● Task statement
Set down the full listing exactly as given. Any pictures are to be left out.

● Recorded data
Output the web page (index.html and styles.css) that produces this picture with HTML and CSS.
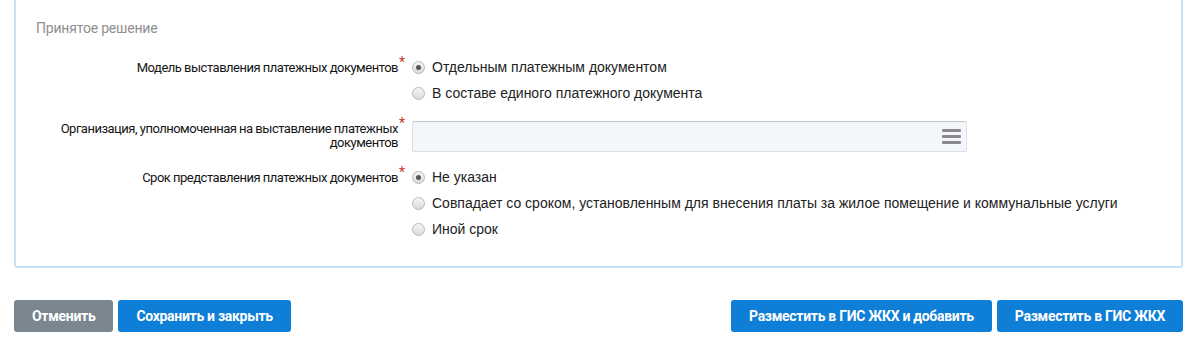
FILE: index.html
```html
<!DOCTYPE html>
<html lang="ru">

<head>
    <meta charset="UTF-8">
    <title>Принятое решение</title>
    <link rel="stylesheet" href="styles.css">
</head>

<body>
    <div class="panel">
        <div class="panel-title">Принятое решение</div>

        <div class="form">
            <div class="form-row">
                <div class="form-label">Модель выставления платежных документов<span class="req">*</span></div>
                <div class="form-field">
                    <label class="radio"><span class="radio-dot checked"></span>Отдельным платежным документом</label>
                    <label class="radio"><span class="radio-dot"></span>В составе единого платежного документа</label>
                </div>
            </div>

            <div class="form-row">
                <div class="form-label">Организация, уполномоченная на выставление платежных<span class="req">*</span><br>документов<span class="req-space"></span></div>
                <div class="form-field">
                    <div class="select-box">
                        <span class="menu-icon"><i></i><i></i><i></i></span>
                    </div>
                </div>
            </div>

            <div class="form-row">
                <div class="form-label">Срок представления платежных документов<span class="req">*</span></div>
                <div class="form-field">
                    <label class="radio"><span class="radio-dot checked"></span>Не указан</label>
                    <label class="radio"><span class="radio-dot"></span>Совпадает со сроком, установленным для внесения платы за жилое помещение и коммунальные услуги</label>
                    <label class="radio"><span class="radio-dot"></span>Иной срок</label>
                </div>
            </div>
        </div>
    </div>

    <div class="actions">
        <div class="actions-left">
            <button class="btn btn-gray">Отменить</button>
            <button class="btn">Сохранить и закрыть</button>
        </div>
        <div class="actions-right">
            <button class="btn">Разместить в ГИС ЖКХ и добавить</button>
            <button class="btn">Разместить в ГИС ЖКХ</button>
        </div>
    </div>
</body>

</html>
```

FILE: styles.css
```css
body {
    margin: 0;
    padding: 0 11px 0 14px;
    background: #fff;
    font-family: Arial, "Liberation Sans", sans-serif;
    font-size: 14px;
    color: #222;
}

.panel {
    border: 2px solid #c6e0f5;
    border-top: none;
    border-radius: 0 0 3px 3px;
    padding: 20px 0 24px 20px;
}

.panel-title {
    font-family: "Roboto", sans-serif;
    font-size: 14px;
    line-height: 16px;
    letter-spacing: -0.2px;
    color: #8f8f8f;
    margin-bottom: 24px;
}

.form {
    display: flex;
    flex-direction: column;
    gap: 15px;
}

.form-row {
    display: flex;
    align-items: flex-start;
}

.form-label {
    width: 370px;
    flex-shrink: 0;
    text-align: right;
    white-space: nowrap;
    font-family: "Roboto", sans-serif;
    font-size: 13px;
    letter-spacing: -0.5px;
    line-height: 14px;
    color: #151515;
}

.req {
    display: inline-block;
    width: 7px;
    text-align: left;
    color: #c0392b;
    font-size: 14px;
    position: relative;
    top: -5px;
    margin-left: 1px;
}

.req-space {
    display: inline-block;
    width: 8px;
}

.form-field {
    margin-left: 6px;
    flex: 1;
}

.radio {
    display: flex;
    align-items: center;
    height: 26px;
    color: #222;
}

.radio:first-child {
    margin-top: -6px;
}

.radio-dot {
    width: 11px;
    height: 11px;
    border: 1px solid #b8b8b8;
    border-radius: 50%;
    background: linear-gradient(#f6f6f6, #dadada);
    margin-right: 7px;
    position: relative;
    flex-shrink: 0;
}

.radio-dot.checked::after {
    content: "";
    position: absolute;
    left: 3px;
    top: 3px;
    width: 5px;
    height: 5px;
    border-radius: 50%;
    background: #555;
}

.select-box {
    width: 548px;
    height: 29px;
    border: 1px solid #dcdfe3;
    border-top-color: #c4c4c4;
    border-radius: 2px;
    background: #f3f6fa;
    display: flex;
    justify-content: flex-end;
    align-items: center;
    padding-right: 5px;
    margin-bottom: 3px;
}

.menu-icon {
    display: flex;
    flex-direction: column;
    gap: 3px;
}

.menu-icon i {
    display: block;
    width: 19px;
    height: 3px;
    background: #8a8a8a;
    border-radius: 1px;
}

.actions {
    display: flex;
    justify-content: space-between;
    margin-top: 32px;
}

.actions-left,
.actions-right {
    display: flex;
    gap: 5px;
}

.btn {
    height: 32px;
    padding: 0 18px;
    border: none;
    border-radius: 3px;
    background: #0e7ed6;
    color: #fff;
    font-family: "Roboto", sans-serif;
    font-size: 14px;
    font-weight: bold;
    letter-spacing: -0.3px;
    cursor: pointer;
}

.btn-gray {
    background: #7a8791;
}
```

● Task response
Output the web page (index.html and styles.css) that produces this picture with HTML and CSS.
FILE: index.html
```html
<!DOCTYPE html>
<html lang="ru">

<head>
    <meta charset="UTF-8">
    <title>Принятое решение</title>
    <link rel="stylesheet" href="styles.css">
</head>

<body>
    <div class="panel">
        <div class="panel-title">Принятое решение</div>

        <div class="form">
            <div class="form-row">
                <div class="form-label">Модель выставления платежных документов<span class="req">*</span></div>
                <div class="form-field">
                    <label class="radio"><span class="radio-dot checked"></span>Отдельным платежным документом</label>
                    <label class="radio"><span class="radio-dot"></span>В составе единого платежного документа</label>
                </div>
            </div>

            <div class="form-row">
                <div class="form-label">Организация, уполномоченная на выставление платежных<span class="req">*</span><br>документов<span class="req-space"></span></div>
                <div class="form-field">
                    <div class="select-box">
                        <span class="menu-icon"><i></i><i></i><i></i></span>
                    </div>
                </div>
            </div>

            <div class="form-row">
                <div class="form-label">Срок представления платежных документов<span class="req">*</span></div>
                <div class="form-field">
                    <label class="radio"><span class="radio-dot checked"></span>Не указан</label>
                    <label class="radio"><span class="radio-dot"></span>Совпадает со сроком, установленным для внесения платы за жилое помещение и коммунальные услуги</label>
                    <label class="radio"><span class="radio-dot"></span>Иной срок</label>
                </div>
            </div>
        </div>
    </div>

    <div class="actions">
        <div class="actions-left">
            <button class="btn btn-gray">Отменить</button>
            <button class="btn">Сохранить и закрыть</button>
        </div>
        <div class="actions-right">
            <button class="btn">Разместить в ГИС ЖКХ и добавить</button>
            <button class="btn">Разместить в ГИС ЖКХ</button>
        </div>
    </div>
</body>

</html>
```

FILE: styles.css
```css
body {
    margin: 0;
    padding: 0 11px 0 14px;
    background: #fff;
    font-family: Arial, "Liberation Sans", sans-serif;
    font-size: 14px;
    color: #222;
}

.panel {
    border: 2px solid #c6e0f5;
    border-top: none;
    border-radius: 0 0 3px 3px;
    padding: 20px 0 24px 20px;
}

.panel-title {
    font-family: "Roboto", sans-serif;
    font-size: 14px;
    line-height: 16px;
    letter-spacing: -0.2px;
    color: #8f8f8f;
    margin-bottom: 24px;
}

.form {
    display: flex;
    flex-direction: column;
    gap: 15px;
}

.form-row {
    display: flex;
    align-items: flex-start;
}

.form-label {
    width: 370px;
    flex-shrink: 0;
    text-align: right;
    white-space: nowrap;
    font-family: "Roboto", sans-serif;
    font-size: 13px;
    letter-spacing: -0.5px;
    line-height: 14px;
    color: #151515;
}

.req {
    display: inline-block;
    width: 7px;
    text-align: left;
    color: #c0392b;
    font-size: 14px;
    position: relative;
    top: -5px;
    margin-left: 1px;
}

.req-space {
    display: inline-block;
    width: 8px;
}

.form-field {
    margin-left: 6px;
    flex: 1;
}

.radio {
    display: flex;
    align-items: center;
    height: 26px;
    color: #222;
}

.radio:first-child {
    margin-top: -6px;
}

.radio-dot {
    width: 11px;
    height: 11px;
    border: 1px solid #b8b8b8;
    border-radius: 50%;
    background: linear-gradient(#f6f6f6, #dadada);
    margin-right: 7px;
    position: relative;
    flex-shrink: 0;
}

.radio-dot.checked::after {
    content: "";
    position: absolute;
    left: 3px;
    top: 3px;
    width: 5px;
    height: 5px;
    border-radius: 50%;
    background: #555;
}

.select-box {
    width: 548px;
    height: 29px;
    border: 1px solid #dcdfe3;
    border-top-color: #c4c4c4;
    border-radius: 2px;
    background: #f3f6fa;
    display: flex;
    justify-content: flex-end;
    align-items: center;
    padding-right: 5px;
    margin-bottom: 3px;
}

.menu-icon {
    display: flex;
    flex-direction: column;
    gap: 3px;
}

.menu-icon i {
    display: block;
    width: 19px;
    height: 3px;
    background: #8a8a8a;
    border-radius: 1px;
}

.actions {
    display: flex;
    justify-content: space-between;
    margin-top: 32px;
}

.actions-left,
.actions-right {
    display: flex;
    gap: 5px;
}

.btn {
    height: 32px;
    padding: 0 18px;
    border: none;
    border-radius: 3px;
    background: #0e7ed6;
    color: #fff;
    font-family: "Roboto", sans-serif;
    font-size: 14px;
    font-weight: bold;
    letter-spacing: -0.3px;
    cursor: pointer;
}

.btn-gray {
    background: #7a8791;
}
```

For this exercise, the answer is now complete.